■ SOURCE DATA
** BEGIN **
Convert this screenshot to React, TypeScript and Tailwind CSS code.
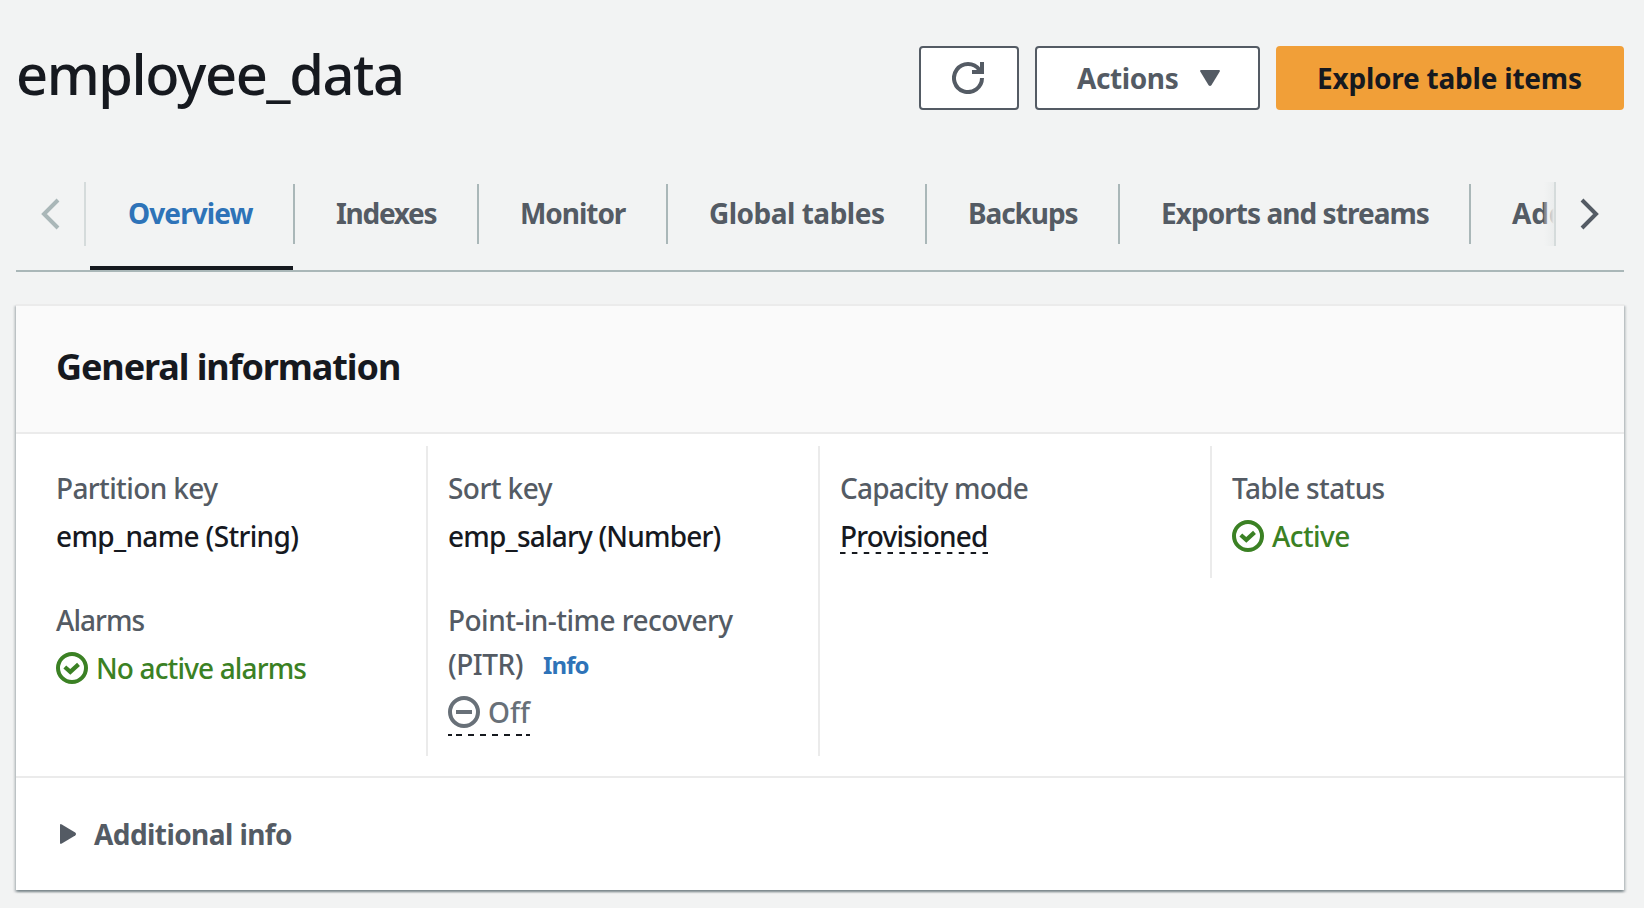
import type { ReactNode } from "react";

type Tab = { label: string; tracking: string; width: string };

const TABS: Tab[] = [
  { label: "Indexes", tracking: "tracking-[-1.3px]", width: "w-[184px]" },
  { label: "Monitor", tracking: "tracking-[-1.05px]", width: "w-[189px]" },
  { label: "Global tables", tracking: "tracking-[-0.5px]", width: "w-[259px]" },
  { label: "Backups", tracking: "tracking-[-1.1px]", width: "w-[193px]" },
  { label: "Exports and streams", tracking: "tracking-[-0.95px]", width: "w-[351px]" },
  { label: "Additional settings", tracking: "tracking-[-0.1px]", width: "w-[300px]" },
];

function RefreshIcon() {
  return (
    <svg className="mr-0.5 size-8" viewBox="0 0 32 32" fill="none" stroke="currentColor" strokeWidth="4">
      <path d="M30 16a14 14 0 1 1-2.6-8.1L29 10" />
      <path d="M30 0v10H20" />
    </svg>
  );
}

function Chevron({ direction }: { direction: "left" | "right" }) {
  return (
    <svg className="h-8 w-5 shrink-0" viewBox="0 0 20 32" fill="none" stroke="currentColor" strokeWidth="4">
      <path d={direction === "left" ? "M18 2 4 16l14 14" : "M2 2l14 14L2 30"} />
    </svg>
  );
}

function CheckIcon() {
  return (
    <svg className="size-8 shrink-0" viewBox="0 0 32 32" fill="none" stroke="currentColor">
      <circle cx="16" cy="16" r="14" strokeWidth="4" />
      <path d="M8.8 15l5.5 4.9 8.2-7.5" strokeWidth="4.2" />
    </svg>
  );
}

function MinusIcon() {
  return (
    <svg className="size-8 shrink-0" viewBox="0 0 32 32" fill="none" stroke="currentColor" strokeWidth="4">
      <circle cx="16" cy="16" r="14" />
      <path d="M8 16h16" />
    </svg>
  );
}

function Field({ label, children }: { label: ReactNode; children: ReactNode }) {
  return (
    <div className="flex flex-col items-start gap-1">
      <div className="text-[#545b64]">{label}</div>
      {children}
    </div>
  );
}

function Column({ className, children }: { className: string; children: ReactNode }) {
  return <div className={`flex flex-col gap-10 pt-5 ${className}`}>{children}</div>;
}

export default function App() {
  return (
    <div className="h-[908px] w-[1644px] overflow-hidden bg-[#f2f3f3] pt-[46px] pr-5 pl-4 font-['Noto_Sans',sans-serif] text-[28px] leading-[44px] font-medium whitespace-nowrap text-[#16191f]">
      <header className="flex h-16 items-start justify-between">
        <h1 className="-mt-[9px] text-[56px] leading-[72px] tracking-[-1.45px]">employee_data</h1>
        <div className="flex gap-4 font-bold text-[#545b64]">
          <button className="flex h-16 w-[100px] items-center justify-center rounded-[4px] border-2 border-[#545b64] bg-white">
            <RefreshIcon />
          </button>
          <button className="flex h-16 w-[225px] items-center rounded-[4px] border-2 border-[#545b64] bg-white pl-10">
            <span className="w-[123px] text-left tracking-[-0.4px]">Actions</span>
            <svg className="h-4 w-5" viewBox="0 0 20 16" fill="currentColor">
              <path d="M1.2 0h17.6q1.8 0 .8 1.8l-8.2 13.4q-1.4 1.6-2.8 0L.4 1.8Q-.6 0 1.2 0z" />
            </svg>
          </button>
          <button className="flex h-16 w-[348px] items-center rounded-[4px] bg-[#f19f38] pl-[41px] tracking-[-0.22px] text-[#16191f]">
            Explore table items
          </button>
        </div>
      </header>

      <nav className="mt-[72px] flex h-[90px] items-start border-b-2 border-[#aab7b8] font-bold text-[#545b64]">
        <div className="flex h-16 w-[70px] items-center border-r-2 border-[#d5dbdb] pl-6 text-[#aab7b8]">
          <Chevron direction="left" />
        </div>
        <div className="relative h-full w-[1468px] overflow-hidden">
          <div className="flex h-full">
            <div className="ml-1 flex h-full w-[205px] shrink-0 flex-col justify-between">
              <span className="mt-0.5 flex h-[60px] items-center border-r-2 border-[#aab7b8] pb-0.5 pl-[38px] tracking-[-0.9px] text-[#2e73b8]">
                Overview
              </span>
              <span className="h-1 w-[203px] bg-[#16191f]" />
            </div>
            {TABS.map((t) => (
              <span
                key={t.label}
                className={`mt-0.5 flex h-[60px] shrink-0 items-center border-r-2 border-[#aab7b8] pb-0.5 pl-[41px] ${t.width} ${t.tracking}`}
              >
                {t.label}
              </span>
            ))}
          </div>
          <span className="absolute top-0 right-0 h-16 w-2.5 bg-gradient-to-r from-[#f2f3f3]/20 to-[#ebeded]" />
        </div>
        <div className="flex h-16 w-[70px] items-center border-l-2 border-[#d5dbdb] pl-6">
          <Chevron direction="right" />
        </div>
      </nav>

      <section className="mt-8 h-[586px] border-t-2 border-[#ebebeb] bg-white shadow-[0_2px_2px_0_rgba(0,28,36,0.3),2px_2px_2px_0_rgba(0,28,36,0.15),-2px_2px_2px_0_rgba(0,28,36,0.15)]">
        <h2 className="h-32 border-b-2 border-[#ebebeb] bg-[#fafafa] pt-[39px] pl-10 text-[36px] font-bold tracking-[-1.1px]">
          General information
        </h2>
        <div className="flex h-[342px] items-start pt-3">
          <Column className="h-[310px] w-[412px] border-r-2 border-[#ebebeb] pl-10">
            <Field label={<span className="tracking-[-0.62px]">Partition key</span>}>
              <span className="tracking-[-0.66px]">emp_name (String)</span>
            </Field>
            <Field label={<span className="tracking-[-0.95px]">Alarms</span>}>
              <span className="flex items-center gap-2 tracking-[-0.86px] text-[#3b8124]">
                <CheckIcon />
                No active alarms
              </span>
            </Field>
          </Column>
          <Column className="h-[310px] w-[392px] border-r-2 border-[#ebebeb] pl-5">
            <Field label={<span className="tracking-[-0.55px]">Sort key</span>}>
              <span className="tracking-[-0.8px]">emp_salary (Number)</span>
            </Field>
            <Field
              label={
                <>
                  <div className="tracking-[-0.54px]">Point-in-time recovery</div>
                  <div className="flex">
                    <span className="w-[95px] tracking-[-0.5px]">(PITR)</span>
                    <span className="mt-px h-[43px] text-[24px] font-bold tracking-[-0.9px] text-[#2e73b8]">Info</span>
                  </div>
                </>
              }
            >
              <span className="flex flex-col text-[#687078]">
                <span className="flex h-11 items-center gap-2">
                  <MinusIcon />
                  Off
                </span>
                <svg className="h-0.5 w-[82px] text-[#16191f]" viewBox="0 0 82 2" stroke="currentColor" strokeWidth="2">
                  <path d="M0 1h82" strokeDasharray="4 4 6 6 6 6 6 6 6 6 6 6 6 4 4 0" />
                </svg>
              </span>
            </Field>
          </Column>
          <Column className="h-[310px] w-[392px] pl-5">
            <Field label={<span className="tracking-[-0.8px]">Capacity mode</span>}>
              <span className="flex flex-col">
                <span className="h-[38px] w-[148px] tracking-[-0.82px]">Provisioned</span>
                <svg className="h-0.5 w-[148px]" viewBox="0 0 148 2" stroke="currentColor" strokeWidth="2">
                  <path d="M0 1h148" strokeDasharray="5.5 6.375" />
                </svg>
              </span>
            </Field>
          </Column>
          <Column className="-ml-0.5 h-[132px] border-l-2 border-[#ebebeb] pl-5">
            <Field label={<span className="tracking-[-0.62px]">Table status</span>}>
              <span className="flex items-center gap-2 tracking-[-0.6px] text-[#3b8124]">
                <CheckIcon />
                Active
              </span>
            </Field>
          </Column>
        </div>
        <div className="flex h-[114px] items-center border-t-2 border-[#ebebeb] pl-11 font-bold tracking-[-0.58px] text-[#545b64]">
          <svg className="mr-[18px] h-5 w-4" viewBox="0 0 16 20" fill="currentColor">
            <path d="M0 1.2Q0-.6 1.8.4l13.4 8.2q1.6 1.4 0 2.8L1.8 19.6Q0 20.6 0 18.8z" />
          </svg>
          Additional info
        </div>
      </section>
    </div>
  );
}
** END **
■ REQUEST
Reproduce the material above from its first line through the line containing "string; tracking: string;", both ends included, and skip every picture.

■ EXERCISE OUTPUT
Convert this screenshot to React, TypeScript and Tailwind CSS code.
import type { ReactNode } from "react";

type Tab = { label: string; tracking: string; width: string };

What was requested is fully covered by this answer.